Start work by opening up Adobe Illustrator. Grab the ellipse tool and draw a large oval on the artboard.
With the direct selection tool, select and move the lower most point vertically. Hold Shift to constrain the axis.
Next, select each of the two Bezier curves from the bottom point, and extend them outwards to create a tighter curve on the two lower corners.
Draw another oval, this time smaller and size. Position it to the front of the car body.
Use the direct selection tool to manipulate the shape to blend into the main body.
With both shapes selected, merge them together with the Add to Shape Area option from the Pathfinder tool.

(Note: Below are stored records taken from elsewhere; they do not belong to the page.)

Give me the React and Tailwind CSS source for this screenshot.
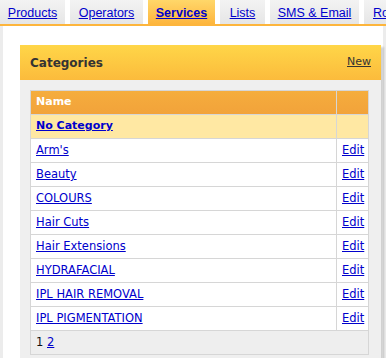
const tabs = [
  { label: "Products", w: "w-[65px] justify-center" },
  { label: "Operators", w: "w-[73px] justify-center" },
  { label: "Services", w: "w-[67px] justify-center", active: true },
  { label: "Lists", w: "w-[45px] justify-center" },
  { label: "SMS & Email", w: "w-[89px] justify-center" },
  { label: "Ro", w: "w-[40px] justify-start pl-[9px]" },
];

const rows = [
  "Arm's",
  "Beauty",
  "COLOURS",
  "Hair Cuts",
  "Hair Extensions",
  "HYDRAFACIAL",
  "IPL HAIR REMOVAL",
  "IPL PIGMENTATION",
];

export default function App() {
  return (
    <div className="h-[358px] w-[386px] overflow-hidden bg-white font-['DejaVu_Sans',Verdana,sans-serif]">
      <div className="flex gap-[5px] overflow-hidden border-b-2 border-[#fdb53c] font-['Liberation_Sans',Arial,sans-serif] text-[12.5px]">
        {tabs.map((t) => (
          <a
            key={t.label}
            href="#"
            className={`flex h-[24px] shrink-0 items-center whitespace-nowrap pt-[2px] text-[#0000cc] underline ${t.w} ${
              t.active
                ? "bg-gradient-to-b from-[#ffd769] to-[#fdb53c] font-bold"
                : "bg-gradient-to-b from-[#f3f3f3] to-[#e6e6e6]"
            }`}
          >
            {t.label}
          </a>
        ))}
      </div>

      <div className="flex h-[332px] border-l-[3px] border-r-[3px] border-[#ececec] pl-[17px] pt-[19px]">
        <div className="w-[361px] shadow-[3px_2px_2px_rgba(0,0,0,0.18)]">
          <div className="flex h-[35px] items-center justify-between bg-gradient-to-b from-[#ffd648] to-[#fbbb3c] pl-[10px] pr-[10px] text-[#333]">
            <span className="text-[12px] font-bold">Categories</span>
            <a href="#" className="text-[11px] text-[#333] underline">
              New
            </a>
          </div>
          <div className="h-[300px] bg-[#efefef] px-[10px] pt-[10px]">
            <table className="w-[339px] border-collapse text-[11.5px]">
              <tbody>
                <tr className="h-[24px] bg-gradient-to-b from-[#f5ad3d] to-[#f2a23a]">
                  <td className="border border-[#d6d6d6] pl-[5px] text-[11px] font-bold text-white">
                    Name
                  </td>
                  <td className="w-[32px] border border-[#d6d6d6]"></td>
                </tr>
                <tr className="h-[24px] bg-[#ffe8a3]">
                  <td className="border border-[#d6d6d6] pl-[5px] text-[11px] font-bold">
                    <a href="#" className="text-[#0000cc] underline">
                      No Category
                    </a>
                  </td>
                  <td className="border border-[#d6d6d6]"></td>
                </tr>
                {rows.map((r) => (
                  <tr key={r} className="h-[24px] bg-white">
                    <td className="border border-[#d6d6d6] pl-[5px]">
                      <a href="#" className="text-[#0000cc] underline">
                        {r}
                      </a>
                    </td>
                    <td className="border border-[#d6d6d6] pl-[5px]">
                      <a href="#" className="text-[#0000cc] underline">
                        Edit
                      </a>
                    </td>
                  </tr>
                ))}
                <tr className="h-[24px] bg-[#eeeeee]">
                  <td colSpan={2} className="border border-[#d6d6d6] pl-[5px] text-[#111]">
                    1{" "}
                    <a href="#" className="text-[#0000cc] underline">
                      2
                    </a>
                  </td>
                </tr>
              </tbody>
            </table>
          </div>
        </div>
      </div>
    </div>
  );
}
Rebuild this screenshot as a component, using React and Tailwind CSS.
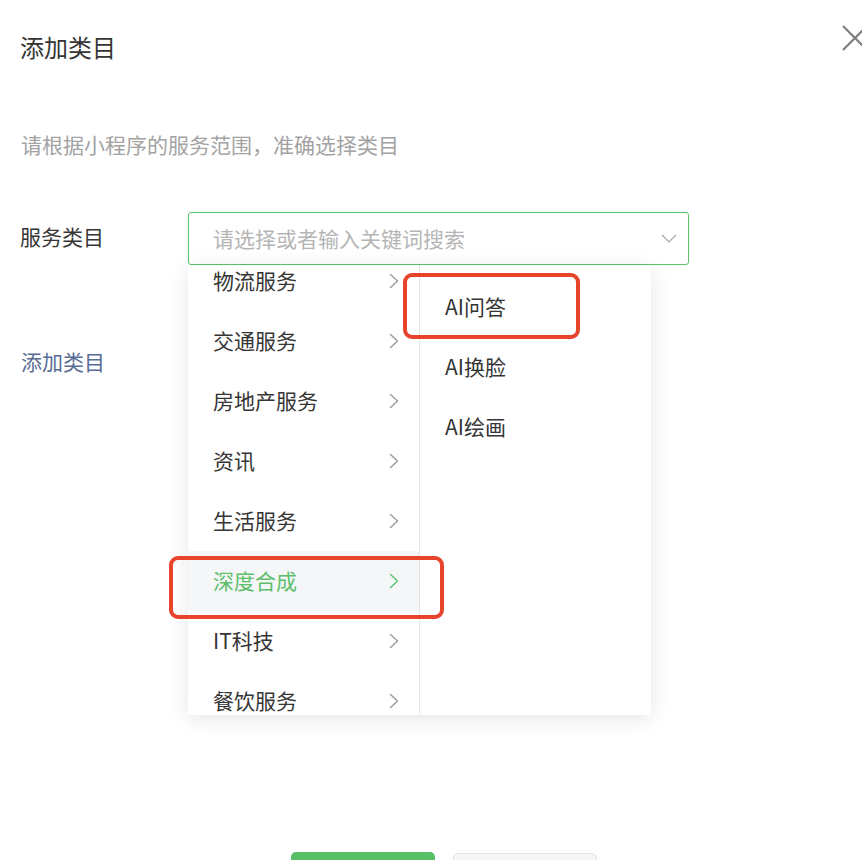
import React from "react";

const FONT = { fontFamily: '"Noto Sans CJK SC", "Noto Sans", sans-serif' };

function ChevronRight({ color = "#9a9a9a" }) {
  return (
    <svg width="10" height="16" viewBox="0 0 10 16" fill="none">
      <polyline points="1.5,1.5 8.5,8 1.5,14.5" stroke={color} strokeWidth="1.4" strokeLinecap="round" strokeLinejoin="round" />
    </svg>
  );
}

const leftItems = ["物流服务", "交通服务", "房地产服务", "资讯", "生活服务", "深度合成", "IT科技", "餐饮服务"];
const rightItems = ["AI问答", "AI换脸", "AI绘画"];

export default function App() {
  return (
    <div className="relative w-[862px] h-[860px] overflow-hidden bg-white flex flex-col" style={FONT}>
      <div className="pl-[20px] pt-[34px] text-[24px] leading-[26px] text-[#353535]">添加类目</div>

      <svg className="absolute left-[842px] top-[25px]" width="26" height="26" viewBox="0 0 26 26">
        <line x1="1" y1="1" x2="25" y2="25" stroke="#7b7b7b" strokeWidth="2" />
        <line x1="25" y1="1" x2="1" y2="25" stroke="#7b7b7b" strokeWidth="2" />
      </svg>

      <div className="pl-[21px] mt-[72px] text-[21px] leading-[24px] text-[#a3a3a3]">请根据小程序的服务范围，准确选择类目</div>

      <div className="mt-[56px] flex items-center">
        <div className="w-[188px] pl-[20px] pb-[6px] text-[21px] leading-[24px] text-[#353535]">服务类目</div>
        <div className="w-[501px] h-[53px] border border-[#5cc36a] rounded-[3px] flex items-center justify-between pl-[24px] pr-[11px]">
          <span className="pb-[2px] text-[21px] leading-[24px] text-[#b5b5b5]">请选择或者输入关键词搜索</span>
          <svg width="16" height="9" viewBox="0 0 16 9" fill="none">
            <polyline points="1,1 8,8 15,1" stroke="#a8a8a8" strokeWidth="1.2" />
          </svg>
        </div>
      </div>

      <div className="pl-[21px] mt-[84px] text-[21px] leading-[24px] text-[#576b95]">添加类目</div>

      <div className="mt-[479px] flex pl-[291px] gap-[18px]">
        <div className="w-[144px] h-[40px] rounded-[5px] bg-[#56bf68]" />
        <div className="mt-[1px] w-[144px] h-[40px] rounded-[5px] bg-[#f4f5f7] border border-[#e3e3e5]" />
      </div>

      {/* dropdown popover */}
      <div className="absolute left-[188px] top-[265px] w-[463px] h-[450px] bg-white shadow-[0_4px_20px_rgba(0,0,0,0.10)] flex">
        <div className="w-[231px] h-full overflow-hidden">
          <div className="-mt-[14px]">
            {leftItems.map((t) => {
              const active = t === "深度合成";
              return (
                <div
                  key={t}
                  className={
                    active
                      ? "h-[60px] flex items-center justify-between pl-[25px] pr-[20px] bg-[#f5f6f8]"
                      : "h-[60px] flex items-center justify-between pl-[25px] pr-[20px]"
                  }
                >
                  <span className={active ? "pb-[2px] text-[21px] leading-[24px] text-[#5dbf6c]" : "pb-[2px] text-[21px] leading-[24px] text-[#353535]"}>{t}</span>
                  <ChevronRight color={active ? "#5dbf6c" : "#9a9a9a"} />
                </div>
              );
            })}
          </div>
        </div>
        <div className="w-px h-full bg-[#e6e6e6]" />
        <div className="w-[231px] pt-[12px]">
          {rightItems.map((t) => (
            <div key={t} className="h-[60px] flex items-center pl-[25px] pb-[2px] text-[21px] leading-[24px] text-[#353535]">{t}</div>
          ))}
        </div>
      </div>

      {/* red annotation boxes */}
      <div className="absolute left-[403px] top-[273px] w-[177px] h-[66px] border-[4px] border-[#e8442c] rounded-[9px]" />
      <div className="absolute left-[169px] top-[556px] w-[275px] h-[63px] border-[4px] border-[#e8442c] rounded-[9px]" />
    </div>
  );
}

Elsewhere on the artboard, draw a small square and fill with a light green.
Copy (CMD+C) and paste in front (CMD+F) the square and fill the duplicate with a darker green. Go to Object > Transform > Scale, and enter 50% in the horizontal option under the Non-Uniform section.
Copy and paste a copy of this new graphic, then rotate it by 90 degrees. Lower the transparency of both pieces to 20%. This gives us the basic repeating swatch to create the plaid pattern effect.
Select the complete graphic, then drag it into the Swatches palette. Add this swatch as a fill to the main body shape.
If the pattern is too large or small in size, go to Object > Transform > Scale, and deselect the Objects checkbox. Adjust the scale percentage to alter the size of the pattern.
Add a 2pt stroke to the shape and give it a green colouring picked from the green tones of the pattern.
Draw another oval onto the artboard, and begin manipulating the shape to form the window.
Move the Bezier curves of each of the two side points upwards to reduce the size of the corners. Aim to leave a straight edge along the bottom.
Fill the window with a light blue, and give it a stroke of white.
Grab the ellipse tool once more and draw a range of concentric circles. The accuracy doesn’t matter too much, as the odd misalignment adds to the ‘craft’ theme of the design. Give each circle a fill, and add a dashed stroke to the centre circle by selecting the ‘Dashed Line’ option in the Stroke palette. Adjust the dash and gap options to suit.
Make two copies of these groups of circles, then position them as wheels on the car body.
Draw another oval onto the artboard and position at the front of the car. Make a copy of the overall body shape and use it as a tool along with the Intersect Shape Area option from the Pathfinder palette to crop out the excess, leaving a simple headlamp graphic.
At the rear, use the Pen tool to draw some wavy shapes. Make sure the Bezier curves are smooth enough to avoid any sharp angles. Add the dark grey dashed stroke used on the wheels.
Select the window graphic, then go to Object > Path > Offset Path. Enter -2mm in the options to create a duplicate path running parallel to the original.
Give this new path a dark blue dashed stroke. Use the line tool to draw a centre line, also with the same dashed stroke.
Repeat the process with the overall body graphic, creating another -2mm offset path. Add another dashed stroke, this time with the dark grey colouring.
There we have a cute little car, inspired by the simple styles as dreamed up by kids. The mix of textures gives the craft like feel, as if it has been cut and stitched together with fabrics and thread. Next up, we’ll use similar steps to create a super duper airplane!
The airplane also starts off with a plain old oval. Use one large oval to form the main plane body, and a smaller oval as the tail fin.
Draw another repeating pattern to form the plaid style texture. This time start with a small blue square, then copy and paste in a duplicate. Fill the duplicate with a darker shade of blue, then scale horizontally by 50%. Duplicate this new graphic, set to 20% transparency and rotate by 90 degrees. Drag the whole graphic into the Swatches palette.
Merge the plane body with the tail fin by using the Add to Shape Area option from the Pathfinder palette, then add the blue plaid pattern fill. Make any adjustments by altering the Scale, remember to select just the pattern in the options. Add a light blue stroke at 2pt in size.
Draw an ellipse to fill the space of the cockpit window. Then select the main body graphic along with the new oval, and use the Subtract from Shape Area option from the Pathfinder palette to punch out the shape.
Switch out the default black stroke with a light blue, matching the outline of the plane body. Draw a couple of small circles to act as highlights on the window.
Select the plane body, then go to Object > Path > Offset path. Use the same -2mm option as before to create a new path running parallel to the original.
Add a dashed stroke to this new path to give the appearance of a stitched outline.
Elsewhere on the artboard, draw an ellipse and add a green fill and lighter green stroke. Use the Direct Selection Tool to adjust one of the side points to flatten out the curve.
Add an inner dashed stroke by creating another offset path. Fill this stroke with a dark green colour.
Move two copies of the ovals into place to represent the wings of the plane. Use the shortcut CMD+Shift+[ with the upper wing to alter the stacking order and send the wing graphic to the bottom, giving the impression that it’s behind the main body.
That’s the plane complete! Give it a home in the sky by creating a soft blue gradient, and place in a couple of clouds by merging together a few ellipses.